::: Supplied data :::
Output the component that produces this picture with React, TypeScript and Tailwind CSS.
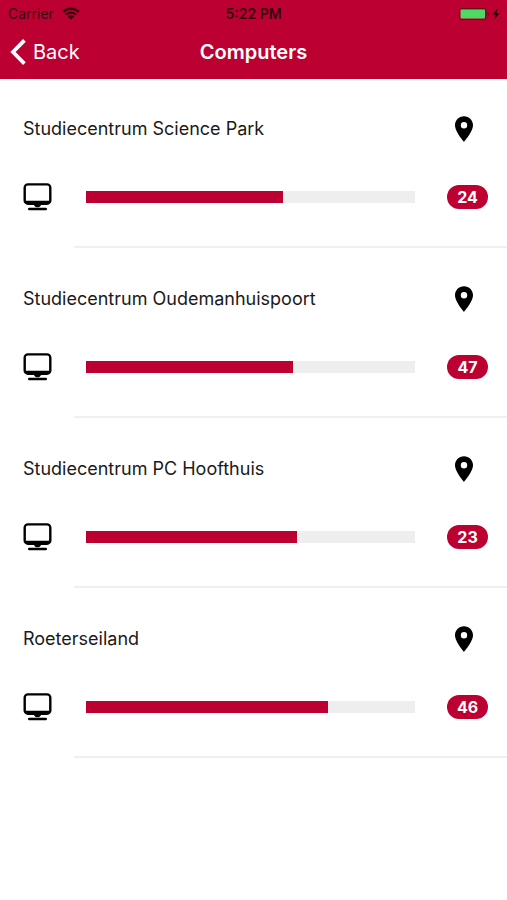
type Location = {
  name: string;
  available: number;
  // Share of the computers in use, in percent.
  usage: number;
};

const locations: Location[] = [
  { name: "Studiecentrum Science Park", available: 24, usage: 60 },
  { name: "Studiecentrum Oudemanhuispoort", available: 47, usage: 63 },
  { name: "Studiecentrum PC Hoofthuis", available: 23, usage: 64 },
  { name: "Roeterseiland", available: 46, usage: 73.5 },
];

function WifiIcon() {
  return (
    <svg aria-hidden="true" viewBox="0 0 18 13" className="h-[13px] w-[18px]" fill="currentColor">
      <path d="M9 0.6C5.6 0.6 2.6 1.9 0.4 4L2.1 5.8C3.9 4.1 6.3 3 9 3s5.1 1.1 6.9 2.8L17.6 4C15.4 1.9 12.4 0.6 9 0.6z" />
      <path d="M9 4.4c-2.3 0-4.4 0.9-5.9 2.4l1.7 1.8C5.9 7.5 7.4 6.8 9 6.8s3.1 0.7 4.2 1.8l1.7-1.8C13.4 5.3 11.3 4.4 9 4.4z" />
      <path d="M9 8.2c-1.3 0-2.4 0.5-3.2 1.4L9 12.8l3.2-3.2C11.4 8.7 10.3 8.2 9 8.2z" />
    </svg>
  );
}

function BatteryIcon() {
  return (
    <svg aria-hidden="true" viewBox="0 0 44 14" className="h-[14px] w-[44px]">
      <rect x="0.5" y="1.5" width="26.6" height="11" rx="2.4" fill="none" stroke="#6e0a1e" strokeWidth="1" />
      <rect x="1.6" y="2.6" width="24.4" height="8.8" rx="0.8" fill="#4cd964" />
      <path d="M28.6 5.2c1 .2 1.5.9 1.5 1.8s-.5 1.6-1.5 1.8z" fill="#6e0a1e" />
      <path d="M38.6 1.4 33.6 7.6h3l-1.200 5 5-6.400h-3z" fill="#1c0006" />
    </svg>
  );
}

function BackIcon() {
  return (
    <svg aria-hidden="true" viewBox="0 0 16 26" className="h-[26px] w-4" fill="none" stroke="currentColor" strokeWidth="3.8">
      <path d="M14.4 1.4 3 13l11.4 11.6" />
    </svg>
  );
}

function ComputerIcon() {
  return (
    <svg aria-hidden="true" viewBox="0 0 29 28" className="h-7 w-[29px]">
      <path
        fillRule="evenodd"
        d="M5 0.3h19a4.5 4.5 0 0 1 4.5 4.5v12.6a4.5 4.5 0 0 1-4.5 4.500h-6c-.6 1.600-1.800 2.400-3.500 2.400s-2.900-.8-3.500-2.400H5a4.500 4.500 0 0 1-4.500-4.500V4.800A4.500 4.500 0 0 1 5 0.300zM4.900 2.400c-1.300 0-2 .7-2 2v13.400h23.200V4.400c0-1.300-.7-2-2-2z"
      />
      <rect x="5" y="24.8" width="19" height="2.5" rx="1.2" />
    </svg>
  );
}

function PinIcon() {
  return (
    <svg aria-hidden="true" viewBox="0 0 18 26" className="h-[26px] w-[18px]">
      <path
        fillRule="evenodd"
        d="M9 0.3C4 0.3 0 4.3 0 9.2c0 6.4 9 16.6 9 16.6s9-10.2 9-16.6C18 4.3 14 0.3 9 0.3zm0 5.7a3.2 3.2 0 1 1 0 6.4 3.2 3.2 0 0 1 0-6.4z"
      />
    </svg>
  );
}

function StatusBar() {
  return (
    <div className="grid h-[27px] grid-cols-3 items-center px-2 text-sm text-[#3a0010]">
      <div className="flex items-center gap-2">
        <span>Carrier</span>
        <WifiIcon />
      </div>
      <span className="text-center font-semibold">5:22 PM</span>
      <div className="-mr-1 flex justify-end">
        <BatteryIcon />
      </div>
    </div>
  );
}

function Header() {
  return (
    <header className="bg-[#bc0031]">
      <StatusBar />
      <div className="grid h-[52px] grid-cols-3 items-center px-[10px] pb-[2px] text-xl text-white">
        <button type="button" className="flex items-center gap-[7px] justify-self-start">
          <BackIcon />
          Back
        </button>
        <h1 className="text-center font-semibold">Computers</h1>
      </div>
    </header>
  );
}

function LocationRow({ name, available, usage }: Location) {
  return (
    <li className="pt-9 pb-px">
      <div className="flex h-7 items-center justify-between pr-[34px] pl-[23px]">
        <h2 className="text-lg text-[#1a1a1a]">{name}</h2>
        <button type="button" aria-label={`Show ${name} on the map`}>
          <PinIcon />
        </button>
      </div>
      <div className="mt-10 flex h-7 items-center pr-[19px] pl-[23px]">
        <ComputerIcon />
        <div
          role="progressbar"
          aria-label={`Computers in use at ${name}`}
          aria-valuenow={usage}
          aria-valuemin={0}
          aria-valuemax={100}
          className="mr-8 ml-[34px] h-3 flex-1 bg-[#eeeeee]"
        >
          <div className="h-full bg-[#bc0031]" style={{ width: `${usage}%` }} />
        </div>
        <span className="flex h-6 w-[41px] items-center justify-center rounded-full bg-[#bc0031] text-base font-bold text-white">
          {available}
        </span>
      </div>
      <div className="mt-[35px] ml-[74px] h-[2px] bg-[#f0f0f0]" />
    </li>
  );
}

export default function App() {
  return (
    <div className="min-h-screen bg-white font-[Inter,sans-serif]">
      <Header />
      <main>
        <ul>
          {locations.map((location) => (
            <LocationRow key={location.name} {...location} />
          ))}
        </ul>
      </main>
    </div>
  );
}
:::
Write out the full listing verbatim, excluding its pictures.

Written response:
Output the component that produces this picture with React, TypeScript and Tailwind CSS.
type Location = {
  name: string;
  available: number;
  // Share of the computers in use, in percent.
  usage: number;
};

const locations: Location[] = [
  { name: "Studiecentrum Science Park", available: 24, usage: 60 },
  { name: "Studiecentrum Oudemanhuispoort", available: 47, usage: 63 },
  { name: "Studiecentrum PC Hoofthuis", available: 23, usage: 64 },
  { name: "Roeterseiland", available: 46, usage: 73.5 },
];

function WifiIcon() {
  return (
    <svg aria-hidden="true" viewBox="0 0 18 13" className="h-[13px] w-[18px]" fill="currentColor">
      <path d="M9 0.6C5.6 0.6 2.6 1.9 0.4 4L2.1 5.8C3.9 4.1 6.3 3 9 3s5.1 1.1 6.9 2.8L17.6 4C15.4 1.9 12.4 0.6 9 0.6z" />
      <path d="M9 4.4c-2.3 0-4.4 0.9-5.9 2.4l1.7 1.8C5.9 7.5 7.4 6.8 9 6.8s3.1 0.7 4.2 1.8l1.7-1.8C13.4 5.3 11.3 4.4 9 4.4z" />
      <path d="M9 8.2c-1.3 0-2.4 0.5-3.2 1.4L9 12.8l3.2-3.2C11.4 8.7 10.3 8.2 9 8.2z" />
    </svg>
  );
}

function BatteryIcon() {
  return (
    <svg aria-hidden="true" viewBox="0 0 44 14" className="h-[14px] w-[44px]">
      <rect x="0.5" y="1.5" width="26.6" height="11" rx="2.4" fill="none" stroke="#6e0a1e" strokeWidth="1" />
      <rect x="1.6" y="2.6" width="24.4" height="8.8" rx="0.8" fill="#4cd964" />
      <path d="M28.6 5.2c1 .2 1.5.9 1.5 1.8s-.5 1.6-1.5 1.8z" fill="#6e0a1e" />
      <path d="M38.6 1.4 33.6 7.6h3l-1.200 5 5-6.400h-3z" fill="#1c0006" />
    </svg>
  );
}

function BackIcon() {
  return (
    <svg aria-hidden="true" viewBox="0 0 16 26" className="h-[26px] w-4" fill="none" stroke="currentColor" strokeWidth="3.8">
      <path d="M14.4 1.4 3 13l11.4 11.6" />
    </svg>
  );
}

function ComputerIcon() {
  return (
    <svg aria-hidden="true" viewBox="0 0 29 28" className="h-7 w-[29px]">
      <path
        fillRule="evenodd"
        d="M5 0.3h19a4.5 4.5 0 0 1 4.5 4.5v12.6a4.5 4.5 0 0 1-4.5 4.500h-6c-.6 1.600-1.800 2.400-3.500 2.400s-2.900-.8-3.500-2.400H5a4.500 4.500 0 0 1-4.500-4.500V4.800A4.500 4.500 0 0 1 5 0.300zM4.900 2.400c-1.300 0-2 .7-2 2v13.400h23.200V4.400c0-1.300-.7-2-2-2z"
      />
      <rect x="5" y="24.8" width="19" height="2.5" rx="1.2" />
    </svg>
  );
}

function PinIcon() {
  return (
    <svg aria-hidden="true" viewBox="0 0 18 26" className="h-[26px] w-[18px]">
      <path
        fillRule="evenodd"
        d="M9 0.3C4 0.3 0 4.3 0 9.2c0 6.4 9 16.6 9 16.6s9-10.2 9-16.6C18 4.3 14 0.3 9 0.3zm0 5.7a3.2 3.2 0 1 1 0 6.4 3.2 3.2 0 0 1 0-6.4z"
      />
    </svg>
  );
}

function StatusBar() {
  return (
    <div className="grid h-[27px] grid-cols-3 items-center px-2 text-sm text-[#3a0010]">
      <div className="flex items-center gap-2">
        <span>Carrier</span>
        <WifiIcon />
      </div>
      <span className="text-center font-semibold">5:22 PM</span>
      <div className="-mr-1 flex justify-end">
        <BatteryIcon />
      </div>
    </div>
  );
}

function Header() {
  return (
    <header className="bg-[#bc0031]">
      <StatusBar />
      <div className="grid h-[52px] grid-cols-3 items-center px-[10px] pb-[2px] text-xl text-white">
        <button type="button" className="flex items-center gap-[7px] justify-self-start">
          <BackIcon />
          Back
        </button>
        <h1 className="text-center font-semibold">Computers</h1>
      </div>
    </header>
  );
}

function LocationRow({ name, available, usage }: Location) {
  return (
    <li className="pt-9 pb-px">
      <div className="flex h-7 items-center justify-between pr-[34px] pl-[23px]">
        <h2 className="text-lg text-[#1a1a1a]">{name}</h2>
        <button type="button" aria-label={`Show ${name} on the map`}>
          <PinIcon />
        </button>
      </div>
      <div className="mt-10 flex h-7 items-center pr-[19px] pl-[23px]">
        <ComputerIcon />
        <div
          role="progressbar"
          aria-label={`Computers in use at ${name}`}
          aria-valuenow={usage}
          aria-valuemin={0}
          aria-valuemax={100}
          className="mr-8 ml-[34px] h-3 flex-1 bg-[#eeeeee]"
        >
          <div className="h-full bg-[#bc0031]" style={{ width: `${usage}%` }} />
        </div>
        <span className="flex h-6 w-[41px] items-center justify-center rounded-full bg-[#bc0031] text-base font-bold text-white">
          {available}
        </span>
      </div>
      <div className="mt-[35px] ml-[74px] h-[2px] bg-[#f0f0f0]" />
    </li>
  );
}

export default function App() {
  return (
    <div className="min-h-screen bg-white font-[Inter,sans-serif]">
      <Header />
      <main>
        <ul>
          {locations.map((location) => (
            <LocationRow key={location.name} {...location} />
          ))}
        </ul>
      </main>
    </div>
  );
}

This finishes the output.